My point is that all the stuff they're going for is great and all, but
there's absolutely nothing unique about what they're trying to
accomplish as far as I can tell, and there are already options out
there to do what it does. The language semantics are pretty
uninteresting and lackluster compared to mutable types in Rust,
abstract data types in Haskell, process-oriented shared nothing actors
of Erlang, etc. It's just a prettier java maybe.

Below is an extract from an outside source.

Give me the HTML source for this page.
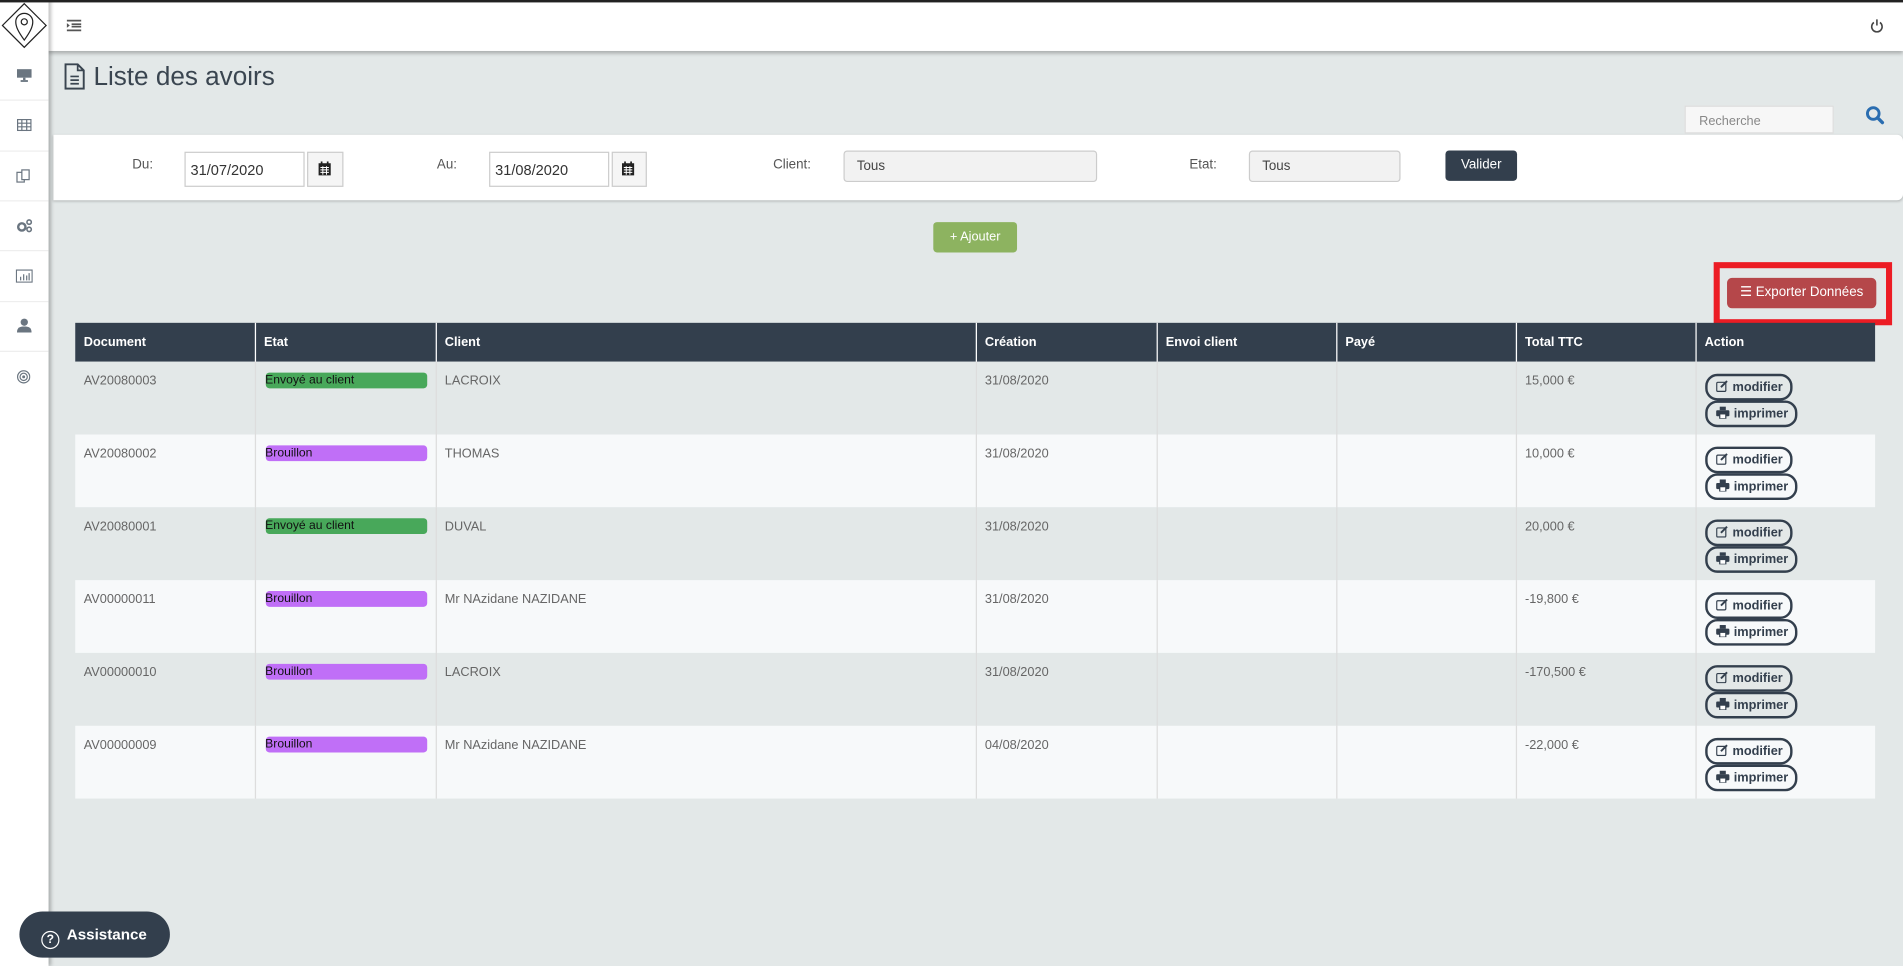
<!DOCTYPE html>
<html><head><meta charset="utf-8"><style>
html,body{margin:0;padding:0;width:1903px;height:966px;overflow:hidden;background:#e3e8e8}
#w{position:absolute;left:0;top:0;width:1568px;height:796px;transform:scale(1.21365);transform-origin:0 0;font-family:"Liberation Sans",sans-serif;color:#666;background:#e3e8e8}
.a{position:absolute}
.side{left:0;top:0;width:40px;height:796px;background:#fff;box-shadow:2px 0 3px rgba(0,0,0,.25);z-index:3}
.sep{left:0;width:40px;height:1px;background:#eee}
.hdr{left:40px;top:0;width:1528px;height:42px;background:#fff;box-shadow:0 2px 3px rgba(0,0,0,.25);z-index:2}
.inp{background:#fff;border:1px solid #ccc;font-size:12px;color:#333;box-sizing:border-box;padding:7px 0 0 4px}
.cal{background:#f5f5f5;border:1px solid #ccc;box-sizing:border-box}
.sel{background:#f2f2f2;border:1px solid #ccc;border-radius:3px;font-size:11px;color:#444;box-sizing:border-box;padding:6px 0 0 10px}
.lbl{font-size:11px;color:#555}
th{background:#333f4d;color:#fff;font-size:10.5px;text-align:left;padding:0 7px;height:31px;font-weight:bold;border-left:1px solid #fff}
th:first-child{border-left:none}
td{font-size:10.5px;color:#666;vertical-align:top;padding:10px 7px 0;height:50px;border-left:1px solid #ddd}
td:first-child{border-left:none}
tr.o td{background:#e3e8e8}tr.e td{background:#f7f9fa}
table{border-collapse:collapse;position:absolute;left:62px;top:266px;width:1483px;table-layout:fixed}
.bd{display:block;height:13px;border-radius:3px;color:#111;font-size:10px;line-height:13px;margin-top:-1px;width:133px;margin-left:1px}
.g{background:#48a85a}.p{background:#c06ff7}
.btn{display:inline-block;border:2px solid #333f4d;border-radius:10px;font-size:10.5px;font-weight:bold;color:#333f4d;height:18px;line-height:18px;padding:0 6px 0 7px}
.btn svg{vertical-align:-1px;margin-right:4px}
</style></head><body><div id="w">
<div class="a" style="left:0;top:0;width:1568px;height:2px;background:#222;z-index:5"></div>
<div class="a side">
 <svg class="a" style="left:0;top:0" width="40" height="42" viewBox="0 0 40 42"><path d="M20 3 L38 21 L20 39 L2 21 Z" fill="none" stroke="#222" stroke-width="1"/><path d="M20 33 C15 26 13 22 13 18 A7 7 0 0 1 27 18 C27 22 25 26 20 33Z" fill="none" stroke="#222" stroke-width="1"/><circle cx="20" cy="18" r="2.5" fill="none" stroke="#222"/></svg>
 <div class="a sep" style="top:82px"></div><div class="a sep" style="top:124px"></div><div class="a sep" style="top:165px"></div><div class="a sep" style="top:206px"></div><div class="a sep" style="top:248px"></div><div class="a sep" style="top:289px"></div>
 <svg class="a" style="left:13px;top:56px" width="14" height="12"><rect x="1" y="1" width="12" height="7" fill="#6a7580"/><rect x="6" y="8" width="2" height="2" fill="#6a7580"/><rect x="4" y="10" width="6" height="1.5" fill="#6a7580"/></svg>
 <svg class="a" style="left:14px;top:98px" width="12" height="10"><rect x=".5" y=".5" width="11" height="9" fill="none" stroke="#6a7580"/><path d="M0 3.5H12M0 6.5H12M4 0V10M8 0V10" stroke="#6a7580"/></svg>
 <svg class="a" style="left:13px;top:139px" width="13" height="13"><rect x="1" y="3" width="6" height="8" fill="none" stroke="#6a7580"/><rect x="5" y="1" width="6" height="8" fill="#fff" stroke="#6a7580"/></svg>
 <svg class="a" style="left:13px;top:180px" width="14" height="12"><circle cx="5" cy="7" r="3" fill="none" stroke="#6a7580" stroke-width="2"/><circle cx="11" cy="3" r="1.8" fill="none" stroke="#6a7580" stroke-width="1.3"/><circle cx="11" cy="9" r="1.8" fill="none" stroke="#6a7580" stroke-width="1.3"/></svg>
 <svg class="a" style="left:13px;top:222px" width="14" height="11"><rect x=".5" y=".5" width="13" height="10" fill="none" stroke="#6a7580"/><path d="M4 9V6M6.5 9V4M9 9V5M11 9V3" stroke="#6a7580"/></svg>
 <svg class="a" style="left:14px;top:262px" width="12" height="12"><circle cx="6" cy="3.5" r="3" fill="#6a7580"/><path d="M0 12C0 8 2 7 6 7S12 8 12 12Z" fill="#6a7580"/></svg>
 <svg class="a" style="left:14px;top:305px" width="11" height="11"><circle cx="5.5" cy="5.5" r="5" fill="none" stroke="#6a7580"/><circle cx="5.5" cy="5.5" r="3" fill="none" stroke="#6a7580"/><circle cx="5.5" cy="5.5" r="1.2" fill="#6a7580"/></svg>
</div>
<div class="a hdr">
 <svg class="a" style="left:15px;top:16px" width="12" height="10"><path d="M0 1H12M4 4H12M4 6H12M0 9H12" stroke="#555" stroke-width="1.4"/><path d="M0 3L2.5 5L0 7Z" fill="#555"/></svg>
 <svg class="a" style="left:1501px;top:15px" width="11" height="12"><path d="M3 3.5A4.3 4.3 0 1 0 8 3.5" fill="none" stroke="#444" stroke-width="1.3"/><path d="M5.5 1V6" stroke="#444" stroke-width="1.3"/></svg>
</div>
<svg class="a" style="left:53px;top:52px" width="17" height="22"><path d="M1 1H11L16 6V21H1Z" fill="none" stroke="#3a4550" stroke-width="1.6"/><path d="M11 1V6H16" fill="none" stroke="#3a4550" stroke-width="1.4"/><path d="M5 11H12M5 14H12M5 17H12" stroke="#3a4550" stroke-width="1.4"/></svg>
<div class="a" style="left:77px;top:51px;font-size:21.5px;color:#3a4550">Liste des avoirs</div>
<div class="a" style="left:1388px;top:87px;width:123px;height:23px;background:#f7f7f7;border:1px solid #ddd;box-sizing:border-box;font-size:10.5px;color:#888;padding:6px 0 0 11px">Recherche</div>
<svg class="a" style="left:1537px;top:87px" width="16" height="16"><circle cx="6.5" cy="6.5" r="4.8" fill="none" stroke="#2a6db0" stroke-width="2.4"/><path d="M10 10L14 14" stroke="#2a6db0" stroke-width="2.8" stroke-linecap="round"/></svg>
<div class="a" style="left:44px;top:111px;width:1524px;height:54px;background:#fff;border-radius:0 5px 5px 0;box-shadow:0 1px 2px rgba(0,0,0,.2)"></div>
<div class="a lbl" style="left:109px;top:130px">Du:</div>
<div class="a inp" style="left:152px;top:125px;width:99px;height:29px">31/07/2020</div>
<div class="a cal" style="left:253px;top:125px;width:30px;height:29px"></div>
<svg class="a" style="left:262px;top:133px" width="11" height="12"><rect x=".5" y="1.5" width="10" height="10" fill="#222"/><path d="M3 0V3M8 0V3" stroke="#222" stroke-width="1.4"/><path d="M2 5H9M2 7H9M2 9H9M4 4V11M7 4V11" stroke="#fff" stroke-width=".8"/></svg>
<div class="a lbl" style="left:360px;top:130px">Au:</div>
<div class="a inp" style="left:403px;top:125px;width:99px;height:29px">31/08/2020</div>
<div class="a cal" style="left:504px;top:125px;width:29px;height:29px"></div>
<svg class="a" style="left:512px;top:133px" width="11" height="12"><rect x=".5" y="1.5" width="10" height="10" fill="#222"/><path d="M3 0V3M8 0V3" stroke="#222" stroke-width="1.4"/><path d="M2 5H9M2 7H9M2 9H9M4 4V11M7 4V11" stroke="#fff" stroke-width=".8"/></svg>
<div class="a lbl" style="left:637px;top:130px">Client:</div>
<div class="a sel" style="left:695px;top:124px;width:209px;height:26px">Tous</div>
<div class="a lbl" style="left:980px;top:130px">Etat:</div>
<div class="a sel" style="left:1029px;top:124px;width:125px;height:26px">Tous</div>
<div class="a" style="left:1191px;top:124px;width:59px;height:25px;background:#333f4d;border-radius:3px;color:#fff;font-size:11px;text-align:center;line-height:25px">Valider</div>
<div class="a" style="left:769px;top:183px;width:69px;height:25px;background:#8db360;border-radius:3px;color:#fff;font-size:10.5px;text-align:center;line-height:25px">+ Ajouter</div>
<div class="a" style="left:1412px;top:216px;width:147px;height:52px;box-sizing:border-box;border:5px solid #ec1c24"></div>
<div class="a" style="left:1423px;top:229px;width:123px;height:25px;background:#b5474a;border-radius:4px;color:#fff;font-size:11px;line-height:25px;text-align:center">&#9776; Exporter Données</div>
<table>
<colgroup><col style="width:148px"><col style="width:149px"><col style="width:445px"><col style="width:149px"><col style="width:148px"><col style="width:148px"><col style="width:148px"><col style="width:148px"></colgroup>
<tr><th style="height:32px">Document</th><th>Etat</th><th>Client</th><th>Création</th><th>Envoi client</th><th>Payé</th><th>Total TTC</th><th>Action</th></tr>
<tr class="o"><td>AV20080003</td><td><span class="bd g">Envoyé au client</span></td><td>LACROIX</td><td>31/08/2020</td><td></td><td></td><td>15,000 €</td><td><span class="btn"><svg width="10" height="10"><rect x=".5" y="2" width="7.5" height="7.5" rx="1" fill="none" stroke="#333f4d"/><path d="M4 6L9 1" stroke="#333f4d" stroke-width="1.6"/></svg>modifier</span><br><span class="btn"><svg width="11" height="10"><rect x="3" y="0" width="5" height="3" fill="#333f4d"/><rect x="0" y="3" width="11" height="5" rx="1" fill="#333f4d"/><rect x="3" y="6" width="5" height="4" fill="#fff" stroke="#333f4d"/></svg>imprimer</span></td></tr>
<tr class="e"><td>AV20080002</td><td><span class="bd p">Brouillon</span></td><td>THOMAS</td><td>31/08/2020</td><td></td><td></td><td>10,000 €</td><td><span class="btn"><svg width="10" height="10"><rect x=".5" y="2" width="7.5" height="7.5" rx="1" fill="none" stroke="#333f4d"/><path d="M4 6L9 1" stroke="#333f4d" stroke-width="1.6"/></svg>modifier</span><br><span class="btn"><svg width="11" height="10"><rect x="3" y="0" width="5" height="3" fill="#333f4d"/><rect x="0" y="3" width="11" height="5" rx="1" fill="#333f4d"/><rect x="3" y="6" width="5" height="4" fill="#fff" stroke="#333f4d"/></svg>imprimer</span></td></tr>
<tr class="o"><td>AV20080001</td><td><span class="bd g">Envoyé au client</span></td><td>DUVAL</td><td>31/08/2020</td><td></td><td></td><td>20,000 €</td><td><span class="btn"><svg width="10" height="10"><rect x=".5" y="2" width="7.5" height="7.5" rx="1" fill="none" stroke="#333f4d"/><path d="M4 6L9 1" stroke="#333f4d" stroke-width="1.6"/></svg>modifier</span><br><span class="btn"><svg width="11" height="10"><rect x="3" y="0" width="5" height="3" fill="#333f4d"/><rect x="0" y="3" width="11" height="5" rx="1" fill="#333f4d"/><rect x="3" y="6" width="5" height="4" fill="#fff" stroke="#333f4d"/></svg>imprimer</span></td></tr>
<tr class="e"><td>AV00000011</td><td><span class="bd p">Brouillon</span></td><td>Mr NAzidane NAZIDANE</td><td>31/08/2020</td><td></td><td></td><td>-19,800 €</td><td><span class="btn"><svg width="10" height="10"><rect x=".5" y="2" width="7.5" height="7.5" rx="1" fill="none" stroke="#333f4d"/><path d="M4 6L9 1" stroke="#333f4d" stroke-width="1.6"/></svg>modifier</span><br><span class="btn"><svg width="11" height="10"><rect x="3" y="0" width="5" height="3" fill="#333f4d"/><rect x="0" y="3" width="11" height="5" rx="1" fill="#333f4d"/><rect x="3" y="6" width="5" height="4" fill="#fff" stroke="#333f4d"/></svg>imprimer</span></td></tr>
<tr class="o"><td>AV00000010</td><td><span class="bd p">Brouillon</span></td><td>LACROIX</td><td>31/08/2020</td><td></td><td></td><td>-170,500 €</td><td><span class="btn"><svg width="10" height="10"><rect x=".5" y="2" width="7.5" height="7.5" rx="1" fill="none" stroke="#333f4d"/><path d="M4 6L9 1" stroke="#333f4d" stroke-width="1.6"/></svg>modifier</span><br><span class="btn"><svg width="11" height="10"><rect x="3" y="0" width="5" height="3" fill="#333f4d"/><rect x="0" y="3" width="11" height="5" rx="1" fill="#333f4d"/><rect x="3" y="6" width="5" height="4" fill="#fff" stroke="#333f4d"/></svg>imprimer</span></td></tr>
<tr class="e"><td>AV00000009</td><td><span class="bd p">Brouillon</span></td><td>Mr NAzidane NAZIDANE</td><td>04/08/2020</td><td></td><td></td><td>-22,000 €</td><td><span class="btn"><svg width="10" height="10"><rect x=".5" y="2" width="7.5" height="7.5" rx="1" fill="none" stroke="#333f4d"/><path d="M4 6L9 1" stroke="#333f4d" stroke-width="1.6"/></svg>modifier</span><br><span class="btn"><svg width="11" height="10"><rect x="3" y="0" width="5" height="3" fill="#333f4d"/><rect x="0" y="3" width="11" height="5" rx="1" fill="#333f4d"/><rect x="3" y="6" width="5" height="4" fill="#fff" stroke="#333f4d"/></svg>imprimer</span></td></tr>
</table>
<div class="a" style="left:16px;top:751px;width:124px;height:38px;background:#333f4d;border-radius:19px;color:#fff;font-size:12.5px;font-weight:bold;line-height:38px;z-index:6"><span style="display:inline-block;width:13px;height:13px;border:1.5px solid #fff;border-radius:50%;text-align:center;line-height:13px;font-size:10px;margin:0 6px 0 18px;vertical-align:-3px">?</span>Assistance</div>
</div></body></html>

On Fri, Mar 21, 2014 at 11:28 AM, Roberto Ierusalimschy
<roberto@inf.puc-rio.br> wrote:
>> On Fri, Mar 21, 2014 at 6:26 PM, Hisham <h@hisham.hm> wrote:
>> > was born there", implying that it wouldn't be successful if not for
>> > Google's name). Or did I miss a pun?
>>
>> I think Roberto got it exactly; Go's designers knew exactly what spot
>> they were aiming for, and achieved.
>
> Actually I meant exactly the pun that Hisham explained (and then said
> he did miss it). I do not think Go hit any sweet spot at all, unless
> what they were aiming was to be cool because it came from Google. I know
> (and respect) the names of its creators, but I cannot see anything in
> that language, from a technical point of view, to make it worth being so
> popular ("so popular" meaning whatever popularity it got).